The categories of surety bonds most commonly required in New Jersey are contractor and construction bonds, license and permit bonds, and court bonds. Though there are others, these types of bonds are the ones that are most commonly needed.

New Jersey Construction Bond Requirements

In New Jersey, most contractor and construction bonds are required at the municipal or county level, not at the state level. Exceptions to this include the license and permit bonds required as part of the licensing of HVAC and electrical contractors.
Local governments typically require contractors to obtain surety bonds in order to bid on, win, or work on public works projects within the jurisdiction. These include bid bonds, performance and payment bonds, and supply bonds. These bonds provide financial protection for project owners and taxpayers by ensuring that contractors abide by the terms of their contracts and comply with all applicable regulations.
Construction surety is our specialty, and our experienced professionals stand ready to help you obtain any bonds you may need.

New Jersey License Bonds

The state of New Jersey and some municipalities regulate certain professions and types of businesses by requiring them to be licensed to operate in the state. Typically, a license surety bond is required as part of the licensing process. Proof of bonding must be submitted along with the license application, and the bond generally must be renewed when the license itself is renewed.
License and permit bonds provide protection for the state or municipality and for consumers. They obligate the bonded individuals to do business honestly and ethically, in accordance with applicable laws and regulations.
Here are a few of the state entities that impose license and permit bond requirements in New Jersey:

  • The Division of Motor Vehicles, Dealer Licensing Bureau imposes a bonding requirement on applicants for licensing as dealers of new or used motor vehicles.
  • The Board of Examiners of Electrical Contractors requires electricians to purchase a New Jersey Electrical Contractors bond when they apply for licensing.
  • The New Jersey Division of Consumer Affairs requires licensing and bonding for a number of occupations and businesses, including employment agencies, alarm and locksmith companies, home health care agencies, and professional fundraisers.

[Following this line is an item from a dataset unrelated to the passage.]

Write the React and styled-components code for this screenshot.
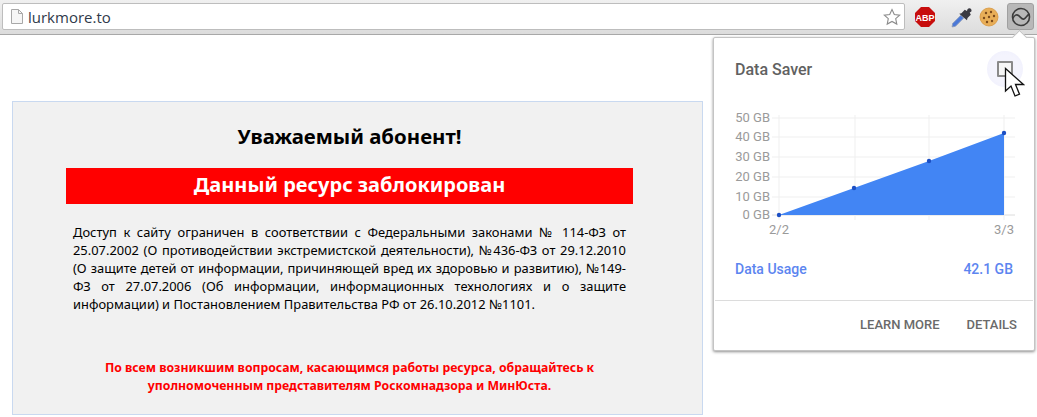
import React from 'react'
import styled, { createGlobalStyle } from 'styled-components'

const Global = createGlobalStyle`
  html, body { margin: 0; padding: 0; background: #fff; }
  body { width: 1037px; height: 417px; overflow: hidden; position: relative; font-family: "Noto Sans", "Open Sans", sans-serif; }
`

const Toolbar = styled.header`
  height: 35px;
  box-sizing: border-box;
  padding: 3px 0 0 2px;
  display: flex;
  align-items: flex-start;
  background: linear-gradient(#f0f0f0, #dcdcdc);
  border-bottom: 1px solid #a8a8a8;
`

const Omnibox = styled.div`
  flex: 0 0 903px;
  height: 27px;
  box-sizing: border-box;
  display: flex;
  align-items: center;
  gap: 5px;
  padding: 0 3px 0 8px;
  background: #fff;
  border: 1px solid #bdbdbd;
  border-radius: 2px;
`

const Url = styled.span`
  flex: 1;
  font-family: "Open Sans", "Noto Sans", sans-serif;
  font-size: 15px;
  color: #303a4a;
`

const Extensions = styled.div`
  display: flex;
  align-items: center;
  padding-left: 8px;
  height: 27px;
`

const ExtSlot = styled.div`
  flex: none;
  width: 24px;
  height: 24px;
  margin-left: ${(p) => p.$gap || 0}px;
  display: flex;
  align-items: center;
  justify-content: center;
`

const ActiveSlot = styled(ExtSlot)`
  width: 27px;
  height: 27px;
  background: #b8b8b8;
  border: 1px solid #a0a0a0;
  border-radius: 3px;
  box-sizing: border-box;
`

const Page = styled.main`
  padding: 66px 334px 0 12px;
`

const Notice = styled.section`
  width: 691px;
  height: 314px;
  box-sizing: border-box;
  padding: 19px 69px 0 53px;
  background: #f1f1f1;
  border: 1px solid #c9d9f0;
`

const Title = styled.h1`
  margin: 0;
  font-size: 20.4px;
  line-height: 30px;
  font-weight: 700;
  color: #000;
  text-align: center;
`

const Banner = styled.div`
  margin-top: 17px;
  height: 36px;
  box-sizing: border-box;
  padding-bottom: 4px;
  display: flex;
  align-items: center;
  justify-content: center;
  background: #ff0000;
  color: #fff;
  font-size: 20px;
  font-weight: 700;
`

const Body = styled.p`
  margin: 19px 7px 0;
  font-size: 12.9px;
  line-height: 18px;
  color: #000;
  text-align: justify;
`

const Contact = styled.p`
  margin: 46px 0 0;
  font-size: 12.25px;
  line-height: 18px;
  font-weight: 700;
  color: #ff0000;
  text-align: center;
`

const Popup = styled.aside`
  position: absolute;
  left: 713px;
  top: 37px;
  width: 322px;
  height: 314px;
  box-sizing: border-box;
  display: flex;
  flex-direction: column;
  background: #fff;
  border: 1px solid #c4c4c4;
  border-radius: 2px;
  box-shadow: 0 1px 3px rgba(0, 0, 0, 0.45);
  font-family: Roboto, sans-serif;
  &::before {
    content: '';
    position: absolute;
    right: 9px;
    top: -6px;
    width: 10px;
    height: 10px;
    background: #fff;
    border-left: 1px solid #c4c4c4;
    border-top: 1px solid #c4c4c4;
    transform: rotate(45deg);
  }
`

const PopupHeader = styled.div`
  height: 62px;
  box-sizing: border-box;
  padding: 22px 21px 0;
  font-size: 16px;
  line-height: 20px;
  font-weight: 500;
  color: #616161;
`

const Chart = styled.svg`
  display: block;
  width: 320px;
  height: 150px;
  font-family: Roboto, sans-serif;
  font-size: 13px;
`

const UsageRow = styled.div`
  display: flex;
  justify-content: space-between;
  padding: 9px 21px 0 21px;
  height: 39px;
  box-sizing: border-box;
  font-size: 14px;
  line-height: 20px;
  font-weight: 500;
  color: #5c85f0;
`

const Actions = styled.div`
  flex: 1;
  margin: 11px 1px 0;
  display: flex;
  justify-content: flex-end;
  gap: 27px;
  padding: 14px 16px 0 0;
  border-top: 1px solid #dcdcdc;
`

const ActionLink = styled.span`
  font-size: 13px;
  line-height: 20px;
  font-weight: 500;
  color: #6a6a6a;
`

const CheckHalo = styled.div`
  position: absolute;
  left: 273px;
  top: 13px;
  width: 36px;
  height: 36px;
  border-radius: 50%;
  background: radial-gradient(circle, #f4f4fd 55%, #f1f1fd 75%, #ffffff 100%);
  display: flex;
  align-items: center;
  justify-content: center;
`

const Check = styled.div`
  width: 16px;
  height: 16px;
  box-sizing: border-box;
  border: 2px solid #8a8a8a;
  border-radius: 1px;
  background: #f6f6f6;
`

const Cursor = styled.svg`
  position: absolute;
  left: 1004px;
  top: 67px;
  width: 21px;
  height: 31px;
`

const yTicks = [
  ['50 GB', 18],
  ['40 GB', 37],
  ['30 GB', 57],
  ['20 GB', 77],
  ['10 GB', 97],
  ['0 GB', 115],
]
const xGrid = [65, 141, 215, 290]
const points = [[65, 115], [140, 88], [215, 61], [290, 33]]

const FileIcon = () => (
  <svg width="12" height="15" viewBox="0 0 12 15">
    <path d="M0.5 0.5H7.5L11.5 4.5V14.5H0.5Z" fill="#f6f6f6" stroke="#a8a8a8" />
    <path d="M7.5 0.5V4.5H11.5" fill="none" stroke="#a8a8a8" />
  </svg>
)

const StarIcon = () => (
  <svg width="18" height="18" viewBox="0 0 18 18">
    <path d="M9 1.5l2.300 5 5.400.6-4 3.600 1.100 5.400L9 13.400l-4.800 2.700 1.100-5.400-4-3.600 5.400-.6z" fill="#fff" stroke="#8c8c8c" strokeWidth="1.100" />
  </svg>
)

const AbpIcon = () => (
  <svg width="20" height="20" viewBox="0 0 20 20">
    <path d="M6 0h8l6 6v8l-6 6H6l-6-6V6z" fill="#c70d0d" />
    <text x="10" y="13.500" textAnchor="middle" fontFamily="Liberation Sans, sans-serif" fontWeight="700" fontSize="9" fill="#fff">ABP</text>
  </svg>
)

const DropperIcon = () => (
  <svg width="22" height="22" viewBox="0 0 20 20">
    <path d="M1 19l.5-3L9 8.500l2.500 2.500L4 18.500z" fill="#4a78d8" stroke="#8a9ab8" strokeWidth="0.800" />
    <path d="M7.500 7l2-.5 3-3 2 1 .5-1.500c1.500-2 4.500-.5 3.500 2l-1.500 1 1 2-3 3-.5 2z" fill="#3a3a42" />
  </svg>
)

const CookieIcon = () => (
  <svg width="20" height="20" viewBox="0 0 20 20">
    <circle cx="10" cy="10" r="9" fill="#e8ae58" stroke="#d8963c" strokeWidth="0.800" />
    {[[7, 6], [12, 5], [5, 11], [10, 10], [15, 9], [8, 15], [13, 14]].map(([cx, cy]) => (
      <circle key={cx * 100 + cy} cx={cx} cy={cy} r="1.200" fill="#7a4a1c" />
    ))}
  </svg>
)

const SaverIcon = () => (
  <svg width="20" height="20" viewBox="0 0 20 20" fill="none" stroke="#3c3c3c" strokeWidth="1.600">
    <circle cx="10" cy="10" r="8.500" />
    <path d="M1.800 11.500C3.500 8 5.500 7 7.500 8.500s3.500 4.500 5.500 3.500 3-3.500 5.200-5" />
  </svg>
)

const App = () => (
  <>
    <Global />
    <Toolbar>
      <Omnibox>
        <FileIcon />
        <Url>lurkmore.to</Url>
        <StarIcon />
      </Omnibox>
      <Extensions>
        <ExtSlot><AbpIcon /></ExtSlot>
        <ExtSlot $gap={13}><DropperIcon /></ExtSlot>
        <ExtSlot $gap={3}><CookieIcon /></ExtSlot>
        <ActiveSlot $gap={6}><SaverIcon /></ActiveSlot>
      </Extensions>
    </Toolbar>
    <Page>
      <Notice>
        <Title>Уважаемый абонент!</Title>
        <Banner>Данный ресурс заблокирован</Banner>
        <Body>
          Доступ к сайту ограничен в соответствии с Федеральными законами № 114-ФЗ от 25.07.2002 (О противодействии экстремистской деятельности), №436-ФЗ от 29.12.2010 (О защите детей от информации, причиняющей вред их здоровью и развитию), №149-ФЗ от 27.07.2006 (Об информации, информационных технологиях и о защите информации) и Постановлением Правительства РФ от 26.10.2012 №1101.
        </Body>
        <Contact>
          По всем возникшим вопросам, касающимся работы ресурса, обращайтесь к<br />
          уполномоченным представителям Роскомнадзора и МинЮста.
        </Contact>
      </Notice>
    </Page>
    <Popup>
      <PopupHeader>Data Saver</PopupHeader>
      <CheckHalo><Check /></CheckHalo>
      <Chart viewBox="0 0 320 150">
        {yTicks.map(([label, y]) => (
          <g key={label}>
            <line x1="58" x2="301" y1={y} y2={y} stroke={y === 115 ? '#dcdcdc' : '#efefef'} />
            <text x="56" y={y + 4} textAnchor="end" fill="#9a9a9a">{label}</text>
          </g>
        ))}
        {xGrid.map((x) => (
          <line key={x} x1={x} x2={x} y1="15" y2="120" stroke="#efefef" />
        ))}
        <polygon points="65,115 140,88 215,61 290,33 290,115" fill="#4285f4" />
        {points.map(([cx, cy]) => (
          <circle key={cx} cx={cx} cy={cy} r="2.200" fill="#1c4fc4" />
        ))}
        <text x="65" y="134" textAnchor="middle" fill="#9a9a9a">2/2</text>
        <text x="290" y="134" textAnchor="middle" fill="#9a9a9a">3/3</text>
      </Chart>
      <UsageRow>
        <span>Data Usage</span>
        <span>42.1 GB</span>
      </UsageRow>
      <Actions>
        <ActionLink>LEARN MORE</ActionLink>
        <ActionLink>DETAILS</ActionLink>
      </Actions>
    </Popup>
    <Cursor viewBox="0 0 21 31">
      <path d="M1.500 1.500V24l5.500-5 4 10 4.500-1.800-4-9.700h8z" fill="#fff" stroke="#111" strokeWidth="1.300" />
    </Cursor>
  </>
)

export default App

Note that others may be required to obtain a license bond. Contact an agent for assistance answering any questions you may have.

New Jersey Court Bonds

There are two main types of court bonds that may be required in New Jersey:

  • Appeal bonds provide assurance that court-ordered damages, court costs, and legal fees will be paid by the losing party to the winning party in an appellate case.
  • Fiduciary bonds guarantee that individuals appointed by the court to serve in a fiduciary capacity, such as the executor of an estate or guardian of a minor, will act honestly and responsibly in carrying out their duties.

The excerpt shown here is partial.